## begin EXTRACTED ENTRIES
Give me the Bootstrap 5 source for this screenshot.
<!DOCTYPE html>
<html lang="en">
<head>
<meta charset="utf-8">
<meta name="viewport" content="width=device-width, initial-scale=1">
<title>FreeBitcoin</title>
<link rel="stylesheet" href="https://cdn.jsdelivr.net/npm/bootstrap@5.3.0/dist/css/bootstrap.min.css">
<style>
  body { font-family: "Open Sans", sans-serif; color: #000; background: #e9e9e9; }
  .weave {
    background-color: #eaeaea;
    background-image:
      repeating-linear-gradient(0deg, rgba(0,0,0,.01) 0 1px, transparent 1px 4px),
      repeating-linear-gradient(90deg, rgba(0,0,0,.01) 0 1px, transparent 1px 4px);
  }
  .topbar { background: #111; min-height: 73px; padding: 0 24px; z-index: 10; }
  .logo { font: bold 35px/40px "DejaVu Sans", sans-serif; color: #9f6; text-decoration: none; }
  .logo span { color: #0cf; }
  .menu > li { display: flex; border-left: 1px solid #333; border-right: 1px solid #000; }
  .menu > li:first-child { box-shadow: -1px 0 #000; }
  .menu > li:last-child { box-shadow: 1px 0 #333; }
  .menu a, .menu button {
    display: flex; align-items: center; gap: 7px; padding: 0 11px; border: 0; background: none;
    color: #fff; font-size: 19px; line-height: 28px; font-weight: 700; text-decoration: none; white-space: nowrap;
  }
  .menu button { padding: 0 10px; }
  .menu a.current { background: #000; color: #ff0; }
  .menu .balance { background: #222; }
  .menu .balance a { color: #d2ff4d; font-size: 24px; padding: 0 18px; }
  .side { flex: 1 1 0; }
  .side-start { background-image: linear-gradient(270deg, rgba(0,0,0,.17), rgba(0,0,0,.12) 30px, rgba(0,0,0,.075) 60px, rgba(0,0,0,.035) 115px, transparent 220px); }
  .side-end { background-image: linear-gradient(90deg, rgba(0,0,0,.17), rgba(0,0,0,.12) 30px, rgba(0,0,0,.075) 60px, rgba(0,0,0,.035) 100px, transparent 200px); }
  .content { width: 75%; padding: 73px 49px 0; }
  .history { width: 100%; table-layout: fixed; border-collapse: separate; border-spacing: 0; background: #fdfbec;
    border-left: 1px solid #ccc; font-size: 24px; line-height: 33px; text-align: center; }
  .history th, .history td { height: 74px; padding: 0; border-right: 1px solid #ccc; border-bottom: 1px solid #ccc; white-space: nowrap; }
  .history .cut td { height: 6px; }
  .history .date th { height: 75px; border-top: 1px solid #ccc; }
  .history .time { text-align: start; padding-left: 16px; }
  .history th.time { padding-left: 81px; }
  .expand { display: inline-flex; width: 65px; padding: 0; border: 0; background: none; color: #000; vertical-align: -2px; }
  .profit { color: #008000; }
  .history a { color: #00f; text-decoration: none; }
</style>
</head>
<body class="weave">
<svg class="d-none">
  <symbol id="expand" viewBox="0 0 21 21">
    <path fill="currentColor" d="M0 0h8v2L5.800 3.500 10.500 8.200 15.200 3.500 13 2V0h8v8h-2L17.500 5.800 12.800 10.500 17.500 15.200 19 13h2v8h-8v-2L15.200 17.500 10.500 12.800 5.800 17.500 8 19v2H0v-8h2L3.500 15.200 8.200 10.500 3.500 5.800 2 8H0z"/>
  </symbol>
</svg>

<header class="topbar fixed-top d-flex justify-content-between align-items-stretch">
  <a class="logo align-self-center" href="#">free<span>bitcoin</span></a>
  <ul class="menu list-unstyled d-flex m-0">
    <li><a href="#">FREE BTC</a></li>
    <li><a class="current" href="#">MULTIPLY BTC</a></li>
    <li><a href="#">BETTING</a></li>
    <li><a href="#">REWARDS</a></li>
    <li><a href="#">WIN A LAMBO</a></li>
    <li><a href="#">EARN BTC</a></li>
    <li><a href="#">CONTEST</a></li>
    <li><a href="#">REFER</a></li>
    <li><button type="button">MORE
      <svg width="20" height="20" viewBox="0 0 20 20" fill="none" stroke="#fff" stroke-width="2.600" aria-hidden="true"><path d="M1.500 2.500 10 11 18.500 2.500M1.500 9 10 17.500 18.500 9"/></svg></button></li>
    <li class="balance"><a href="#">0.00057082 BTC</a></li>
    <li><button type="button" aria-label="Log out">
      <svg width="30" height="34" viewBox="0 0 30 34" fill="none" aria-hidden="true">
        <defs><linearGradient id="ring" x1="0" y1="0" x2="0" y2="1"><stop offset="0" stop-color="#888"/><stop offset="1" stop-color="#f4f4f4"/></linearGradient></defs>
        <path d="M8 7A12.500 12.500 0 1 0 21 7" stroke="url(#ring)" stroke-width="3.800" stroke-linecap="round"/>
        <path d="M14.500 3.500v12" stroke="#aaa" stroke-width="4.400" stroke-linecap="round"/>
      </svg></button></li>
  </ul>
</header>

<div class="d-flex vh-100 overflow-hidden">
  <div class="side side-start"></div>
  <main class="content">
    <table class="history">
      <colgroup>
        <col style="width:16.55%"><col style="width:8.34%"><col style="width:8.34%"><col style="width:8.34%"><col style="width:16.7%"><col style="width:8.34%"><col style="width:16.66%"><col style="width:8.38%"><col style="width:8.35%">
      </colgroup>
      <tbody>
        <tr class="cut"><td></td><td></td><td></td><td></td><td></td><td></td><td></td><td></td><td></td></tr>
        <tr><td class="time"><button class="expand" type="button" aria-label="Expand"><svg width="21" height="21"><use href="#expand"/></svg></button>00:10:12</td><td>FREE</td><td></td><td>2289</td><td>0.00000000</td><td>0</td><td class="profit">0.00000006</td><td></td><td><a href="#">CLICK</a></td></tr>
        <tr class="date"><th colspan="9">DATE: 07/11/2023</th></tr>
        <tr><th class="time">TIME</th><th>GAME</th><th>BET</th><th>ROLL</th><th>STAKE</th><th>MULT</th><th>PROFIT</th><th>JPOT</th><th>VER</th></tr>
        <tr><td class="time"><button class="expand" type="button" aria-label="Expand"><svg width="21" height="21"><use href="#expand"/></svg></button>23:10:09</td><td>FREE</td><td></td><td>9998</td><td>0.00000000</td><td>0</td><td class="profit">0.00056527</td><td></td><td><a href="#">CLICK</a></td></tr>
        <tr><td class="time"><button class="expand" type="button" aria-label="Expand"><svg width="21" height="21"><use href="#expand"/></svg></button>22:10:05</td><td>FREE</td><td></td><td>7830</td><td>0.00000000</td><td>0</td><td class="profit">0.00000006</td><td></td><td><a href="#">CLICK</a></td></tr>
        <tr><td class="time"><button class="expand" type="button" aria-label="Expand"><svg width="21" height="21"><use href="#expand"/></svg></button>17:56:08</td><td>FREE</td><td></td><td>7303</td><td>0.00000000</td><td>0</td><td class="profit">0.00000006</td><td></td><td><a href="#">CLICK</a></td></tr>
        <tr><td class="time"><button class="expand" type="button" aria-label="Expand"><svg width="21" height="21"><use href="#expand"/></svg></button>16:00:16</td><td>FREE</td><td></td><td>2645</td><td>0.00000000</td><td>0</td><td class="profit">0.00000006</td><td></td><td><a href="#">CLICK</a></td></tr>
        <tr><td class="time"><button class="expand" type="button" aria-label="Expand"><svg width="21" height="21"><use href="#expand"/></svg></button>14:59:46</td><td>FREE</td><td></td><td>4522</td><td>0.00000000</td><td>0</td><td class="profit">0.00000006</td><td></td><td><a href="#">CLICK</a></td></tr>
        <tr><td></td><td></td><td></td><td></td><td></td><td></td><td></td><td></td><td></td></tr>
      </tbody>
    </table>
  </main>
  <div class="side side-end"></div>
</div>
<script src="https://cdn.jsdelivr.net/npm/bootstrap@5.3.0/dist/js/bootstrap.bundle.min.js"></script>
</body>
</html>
## end EXTRACTED ENTRIES
## begin EXTRACTED ENTRIES
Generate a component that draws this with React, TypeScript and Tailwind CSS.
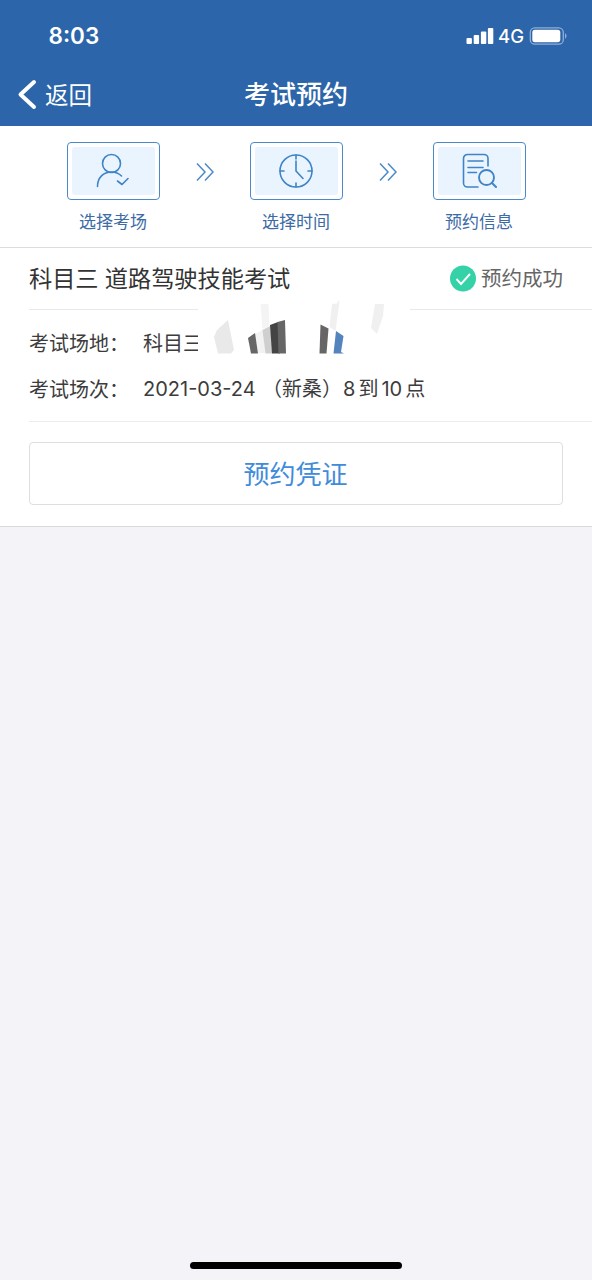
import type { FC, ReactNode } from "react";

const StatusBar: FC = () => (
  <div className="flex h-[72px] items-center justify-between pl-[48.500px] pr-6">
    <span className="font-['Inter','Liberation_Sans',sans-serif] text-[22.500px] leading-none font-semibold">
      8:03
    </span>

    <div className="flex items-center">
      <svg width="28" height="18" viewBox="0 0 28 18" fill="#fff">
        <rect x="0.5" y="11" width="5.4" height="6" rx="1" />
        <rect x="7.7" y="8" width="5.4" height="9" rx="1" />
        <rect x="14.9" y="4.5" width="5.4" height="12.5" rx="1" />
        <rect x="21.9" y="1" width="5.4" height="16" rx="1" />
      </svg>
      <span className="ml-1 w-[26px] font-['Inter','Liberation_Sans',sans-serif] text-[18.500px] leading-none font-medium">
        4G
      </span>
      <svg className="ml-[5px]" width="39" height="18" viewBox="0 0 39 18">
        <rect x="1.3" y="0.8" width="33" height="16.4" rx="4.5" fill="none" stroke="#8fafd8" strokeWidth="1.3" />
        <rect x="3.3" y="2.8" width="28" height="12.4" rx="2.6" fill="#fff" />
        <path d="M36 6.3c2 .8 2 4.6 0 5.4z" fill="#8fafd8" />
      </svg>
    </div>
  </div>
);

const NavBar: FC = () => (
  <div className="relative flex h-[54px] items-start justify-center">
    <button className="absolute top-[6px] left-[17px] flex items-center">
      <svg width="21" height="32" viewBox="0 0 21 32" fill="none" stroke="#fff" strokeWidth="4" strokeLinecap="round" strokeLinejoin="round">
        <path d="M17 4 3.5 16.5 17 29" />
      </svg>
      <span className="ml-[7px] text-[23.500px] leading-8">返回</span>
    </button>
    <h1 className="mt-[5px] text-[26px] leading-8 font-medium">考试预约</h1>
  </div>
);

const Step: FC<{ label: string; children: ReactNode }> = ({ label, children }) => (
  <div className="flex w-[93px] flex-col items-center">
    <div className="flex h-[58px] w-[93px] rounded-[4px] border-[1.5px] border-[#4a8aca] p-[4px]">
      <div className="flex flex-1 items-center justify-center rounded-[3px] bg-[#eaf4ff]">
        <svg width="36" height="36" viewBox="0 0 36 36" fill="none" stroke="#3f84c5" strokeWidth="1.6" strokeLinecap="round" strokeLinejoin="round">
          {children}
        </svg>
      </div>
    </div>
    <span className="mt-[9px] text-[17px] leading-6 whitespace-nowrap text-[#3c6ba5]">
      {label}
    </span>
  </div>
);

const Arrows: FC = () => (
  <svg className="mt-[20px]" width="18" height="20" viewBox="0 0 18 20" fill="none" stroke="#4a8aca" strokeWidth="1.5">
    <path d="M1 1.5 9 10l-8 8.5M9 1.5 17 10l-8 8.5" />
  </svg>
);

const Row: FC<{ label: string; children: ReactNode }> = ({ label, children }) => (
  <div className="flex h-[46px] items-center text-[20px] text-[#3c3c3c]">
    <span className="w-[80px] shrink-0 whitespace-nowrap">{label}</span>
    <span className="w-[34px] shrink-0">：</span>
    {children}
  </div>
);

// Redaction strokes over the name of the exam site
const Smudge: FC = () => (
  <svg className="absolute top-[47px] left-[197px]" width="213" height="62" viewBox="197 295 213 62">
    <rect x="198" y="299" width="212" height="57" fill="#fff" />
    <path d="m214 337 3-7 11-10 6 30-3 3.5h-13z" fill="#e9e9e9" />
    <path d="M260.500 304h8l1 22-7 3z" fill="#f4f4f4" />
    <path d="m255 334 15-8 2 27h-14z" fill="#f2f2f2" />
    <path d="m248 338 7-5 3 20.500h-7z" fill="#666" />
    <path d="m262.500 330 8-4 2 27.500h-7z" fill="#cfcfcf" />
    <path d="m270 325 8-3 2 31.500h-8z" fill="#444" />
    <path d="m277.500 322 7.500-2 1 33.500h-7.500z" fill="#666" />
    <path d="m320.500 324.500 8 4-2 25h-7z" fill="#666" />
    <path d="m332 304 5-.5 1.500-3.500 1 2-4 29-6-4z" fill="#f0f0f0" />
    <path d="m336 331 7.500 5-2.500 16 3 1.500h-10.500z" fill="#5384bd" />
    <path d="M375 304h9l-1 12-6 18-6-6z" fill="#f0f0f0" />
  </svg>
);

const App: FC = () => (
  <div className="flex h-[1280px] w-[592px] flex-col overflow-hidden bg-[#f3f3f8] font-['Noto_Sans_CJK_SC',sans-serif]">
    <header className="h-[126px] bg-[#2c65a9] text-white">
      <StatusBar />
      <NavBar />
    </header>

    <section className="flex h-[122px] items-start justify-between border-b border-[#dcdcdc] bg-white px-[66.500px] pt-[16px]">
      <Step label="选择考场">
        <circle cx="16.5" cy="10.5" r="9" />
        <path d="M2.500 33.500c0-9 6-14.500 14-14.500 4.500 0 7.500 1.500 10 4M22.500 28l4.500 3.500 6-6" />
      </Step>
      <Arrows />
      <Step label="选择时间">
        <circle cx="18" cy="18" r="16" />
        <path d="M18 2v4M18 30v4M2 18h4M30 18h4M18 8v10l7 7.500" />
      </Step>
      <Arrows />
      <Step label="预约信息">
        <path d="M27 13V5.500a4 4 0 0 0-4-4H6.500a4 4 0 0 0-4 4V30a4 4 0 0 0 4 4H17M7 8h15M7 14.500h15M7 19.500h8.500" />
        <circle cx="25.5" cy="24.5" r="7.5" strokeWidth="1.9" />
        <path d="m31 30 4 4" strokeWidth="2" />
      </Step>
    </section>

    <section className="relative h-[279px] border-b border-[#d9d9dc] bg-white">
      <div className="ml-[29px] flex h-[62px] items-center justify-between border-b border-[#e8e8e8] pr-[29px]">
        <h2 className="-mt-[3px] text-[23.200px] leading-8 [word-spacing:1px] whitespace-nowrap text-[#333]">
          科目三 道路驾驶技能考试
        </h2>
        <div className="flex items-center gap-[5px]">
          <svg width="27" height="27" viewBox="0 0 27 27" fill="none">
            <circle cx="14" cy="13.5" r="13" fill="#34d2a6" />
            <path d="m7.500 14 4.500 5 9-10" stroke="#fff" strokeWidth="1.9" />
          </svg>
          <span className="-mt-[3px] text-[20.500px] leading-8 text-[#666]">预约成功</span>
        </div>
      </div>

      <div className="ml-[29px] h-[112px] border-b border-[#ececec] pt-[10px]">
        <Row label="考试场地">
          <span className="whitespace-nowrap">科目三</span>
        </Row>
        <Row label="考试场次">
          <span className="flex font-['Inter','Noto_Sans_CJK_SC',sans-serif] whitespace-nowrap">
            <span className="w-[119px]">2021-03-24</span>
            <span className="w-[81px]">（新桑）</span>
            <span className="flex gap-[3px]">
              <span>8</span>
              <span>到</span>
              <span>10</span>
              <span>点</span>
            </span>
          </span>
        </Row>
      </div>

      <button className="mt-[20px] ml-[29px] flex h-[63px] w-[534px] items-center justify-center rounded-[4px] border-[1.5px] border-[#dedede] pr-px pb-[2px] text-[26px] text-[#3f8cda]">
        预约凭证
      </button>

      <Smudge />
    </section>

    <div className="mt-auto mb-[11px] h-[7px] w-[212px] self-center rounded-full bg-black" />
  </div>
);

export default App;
## end EXTRACTED ENTRIES
Scan the data for the word "this" and copy every line where it shows up.

Give me the Bootstrap 5 source for this screenshot.
Generate a component that draws this with React, TypeScript and Tailwind CSS.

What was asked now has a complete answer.